The Court, on the one hand, unanimously decided that Greece had violated Article 3 due to the applicant’s detention conditions in Greece. On the other hand, it was held that the applicant’s living conditions in Greece do not comply with the obligations laid down in Article 3. In this context, the Court has embraced such a broad approach as to recognize the appalling living and detention conditions faced by asylum-seekers in Greece as a clear violation of Article 3.

As far as recent developments in the region are concerned, we can anticipate that Greece’s international human rights record will continue to be far from impressive unless a common denominator is found. In fact, as demonstrated in the MSS v. Belgium and Greece judgment, ECtHR case-law clearly declares that sentencing a Syrian refugee who has been denied the right to apply for asylum to 52 years in prison for “illegally” crossing into Greece is a violation of international and European human rights law.

Despite being informed of the Greek government’s violations and illegal pushbacks, the EU remains a passive observer.

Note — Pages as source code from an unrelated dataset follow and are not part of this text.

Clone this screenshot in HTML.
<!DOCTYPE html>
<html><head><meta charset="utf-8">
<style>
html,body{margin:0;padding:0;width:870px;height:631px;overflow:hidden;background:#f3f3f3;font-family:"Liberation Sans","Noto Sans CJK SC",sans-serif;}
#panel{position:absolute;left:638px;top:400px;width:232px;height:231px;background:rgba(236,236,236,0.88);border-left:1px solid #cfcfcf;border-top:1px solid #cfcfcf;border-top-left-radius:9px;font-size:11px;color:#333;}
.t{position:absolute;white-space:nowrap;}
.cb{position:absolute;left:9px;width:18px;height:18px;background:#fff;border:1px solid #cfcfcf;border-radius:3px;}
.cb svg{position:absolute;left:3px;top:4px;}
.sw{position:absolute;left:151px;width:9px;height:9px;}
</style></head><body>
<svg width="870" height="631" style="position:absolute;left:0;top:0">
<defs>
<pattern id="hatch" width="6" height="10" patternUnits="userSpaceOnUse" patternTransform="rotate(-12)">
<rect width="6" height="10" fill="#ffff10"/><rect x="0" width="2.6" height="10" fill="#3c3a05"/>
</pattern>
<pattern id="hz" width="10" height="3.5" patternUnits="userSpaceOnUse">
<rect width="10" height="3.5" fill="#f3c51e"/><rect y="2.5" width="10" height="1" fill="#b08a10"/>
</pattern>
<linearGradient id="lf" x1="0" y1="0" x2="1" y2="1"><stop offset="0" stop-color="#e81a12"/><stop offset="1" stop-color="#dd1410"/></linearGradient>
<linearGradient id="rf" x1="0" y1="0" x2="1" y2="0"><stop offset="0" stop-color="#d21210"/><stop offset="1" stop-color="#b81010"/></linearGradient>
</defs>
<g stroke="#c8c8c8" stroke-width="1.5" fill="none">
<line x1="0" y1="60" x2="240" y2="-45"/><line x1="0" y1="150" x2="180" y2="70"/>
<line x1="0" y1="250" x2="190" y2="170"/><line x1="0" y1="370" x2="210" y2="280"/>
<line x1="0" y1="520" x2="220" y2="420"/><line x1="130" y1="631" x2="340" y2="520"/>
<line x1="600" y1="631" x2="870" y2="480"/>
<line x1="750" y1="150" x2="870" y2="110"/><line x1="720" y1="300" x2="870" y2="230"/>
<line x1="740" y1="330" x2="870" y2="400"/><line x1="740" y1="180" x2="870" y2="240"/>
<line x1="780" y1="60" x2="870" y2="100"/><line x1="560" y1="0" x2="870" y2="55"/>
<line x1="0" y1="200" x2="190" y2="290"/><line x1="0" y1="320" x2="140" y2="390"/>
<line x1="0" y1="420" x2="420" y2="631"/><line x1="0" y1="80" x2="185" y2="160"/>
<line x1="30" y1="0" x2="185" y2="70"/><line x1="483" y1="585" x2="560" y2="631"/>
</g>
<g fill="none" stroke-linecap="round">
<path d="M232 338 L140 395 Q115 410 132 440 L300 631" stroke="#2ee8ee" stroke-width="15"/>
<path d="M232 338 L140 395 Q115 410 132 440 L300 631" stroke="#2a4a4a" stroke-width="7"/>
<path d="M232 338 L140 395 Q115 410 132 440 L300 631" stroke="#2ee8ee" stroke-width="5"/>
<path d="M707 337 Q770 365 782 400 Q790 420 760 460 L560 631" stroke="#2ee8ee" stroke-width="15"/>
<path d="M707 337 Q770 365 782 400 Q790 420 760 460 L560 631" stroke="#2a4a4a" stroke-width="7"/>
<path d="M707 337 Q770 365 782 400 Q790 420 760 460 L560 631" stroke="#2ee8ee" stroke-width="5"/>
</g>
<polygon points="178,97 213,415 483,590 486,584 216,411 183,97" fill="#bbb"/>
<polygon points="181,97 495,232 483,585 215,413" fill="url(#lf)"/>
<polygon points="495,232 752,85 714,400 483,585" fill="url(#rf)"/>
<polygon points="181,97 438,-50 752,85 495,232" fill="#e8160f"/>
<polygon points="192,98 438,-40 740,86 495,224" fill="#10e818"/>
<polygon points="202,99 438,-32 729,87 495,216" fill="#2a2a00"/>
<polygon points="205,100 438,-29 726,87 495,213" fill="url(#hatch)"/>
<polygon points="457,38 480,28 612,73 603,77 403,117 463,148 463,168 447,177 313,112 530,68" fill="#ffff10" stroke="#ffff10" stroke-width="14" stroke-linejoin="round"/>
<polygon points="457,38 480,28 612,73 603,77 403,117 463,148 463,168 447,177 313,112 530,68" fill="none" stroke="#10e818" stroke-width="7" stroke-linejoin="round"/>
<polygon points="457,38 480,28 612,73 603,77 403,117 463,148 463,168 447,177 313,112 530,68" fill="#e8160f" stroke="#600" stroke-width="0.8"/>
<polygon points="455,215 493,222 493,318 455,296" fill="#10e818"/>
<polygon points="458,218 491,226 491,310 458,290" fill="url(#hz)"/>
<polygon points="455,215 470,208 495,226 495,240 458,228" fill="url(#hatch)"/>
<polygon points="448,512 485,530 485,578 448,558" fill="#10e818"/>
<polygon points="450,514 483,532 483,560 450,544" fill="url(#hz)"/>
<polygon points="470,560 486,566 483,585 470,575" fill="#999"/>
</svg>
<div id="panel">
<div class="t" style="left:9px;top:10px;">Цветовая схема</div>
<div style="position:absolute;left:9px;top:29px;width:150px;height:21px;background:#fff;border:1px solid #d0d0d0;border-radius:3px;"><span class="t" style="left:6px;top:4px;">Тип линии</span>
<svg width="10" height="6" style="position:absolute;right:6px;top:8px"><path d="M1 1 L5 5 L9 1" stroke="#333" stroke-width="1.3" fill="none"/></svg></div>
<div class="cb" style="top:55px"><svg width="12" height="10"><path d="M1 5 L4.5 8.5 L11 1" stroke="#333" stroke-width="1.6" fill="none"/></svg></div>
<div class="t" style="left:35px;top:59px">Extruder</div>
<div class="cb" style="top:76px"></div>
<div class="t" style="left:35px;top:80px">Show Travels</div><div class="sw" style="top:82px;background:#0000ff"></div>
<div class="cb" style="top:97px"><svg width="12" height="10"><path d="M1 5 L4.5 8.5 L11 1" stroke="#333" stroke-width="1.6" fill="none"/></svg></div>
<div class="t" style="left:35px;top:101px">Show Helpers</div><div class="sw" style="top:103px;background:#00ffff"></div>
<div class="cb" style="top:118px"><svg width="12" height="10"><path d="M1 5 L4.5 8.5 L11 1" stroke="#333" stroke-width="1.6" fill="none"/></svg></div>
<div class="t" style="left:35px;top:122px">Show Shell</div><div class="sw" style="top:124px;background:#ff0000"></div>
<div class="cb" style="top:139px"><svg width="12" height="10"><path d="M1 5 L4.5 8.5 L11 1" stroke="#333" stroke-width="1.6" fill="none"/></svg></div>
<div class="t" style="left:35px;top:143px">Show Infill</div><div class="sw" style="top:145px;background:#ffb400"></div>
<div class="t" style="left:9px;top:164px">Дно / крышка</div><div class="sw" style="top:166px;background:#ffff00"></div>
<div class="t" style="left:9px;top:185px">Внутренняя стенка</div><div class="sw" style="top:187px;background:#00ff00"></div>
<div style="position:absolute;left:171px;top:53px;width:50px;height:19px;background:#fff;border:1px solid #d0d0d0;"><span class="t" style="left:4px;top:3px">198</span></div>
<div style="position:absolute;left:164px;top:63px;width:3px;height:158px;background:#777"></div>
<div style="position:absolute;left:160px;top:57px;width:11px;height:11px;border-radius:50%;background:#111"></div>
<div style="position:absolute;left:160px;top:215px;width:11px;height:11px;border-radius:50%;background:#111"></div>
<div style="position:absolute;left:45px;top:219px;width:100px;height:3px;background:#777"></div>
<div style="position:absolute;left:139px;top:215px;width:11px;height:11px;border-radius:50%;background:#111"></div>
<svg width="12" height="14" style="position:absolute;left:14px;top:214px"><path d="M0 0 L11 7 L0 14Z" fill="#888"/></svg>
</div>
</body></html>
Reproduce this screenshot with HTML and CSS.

Although the Union’s top migration official has called on Greece to do “more” to investigate allegations of illegal pushbacks, recent Greek court judgments and the Greek government’s insistence on stringent asylum policies have yet to be addressed by the EU. A concrete step can be taken if Turkey-EU engagement is accelerated within the framework of the March 2018 Turkey-EU Statement. Re-energizing this agenda would demonstrate Turkey’s and the Union’s shared sense of responsibility.

*Opinions expressed in this article are the author’s own and do not necessarily reflect the editorial policy of Anadolu Agency.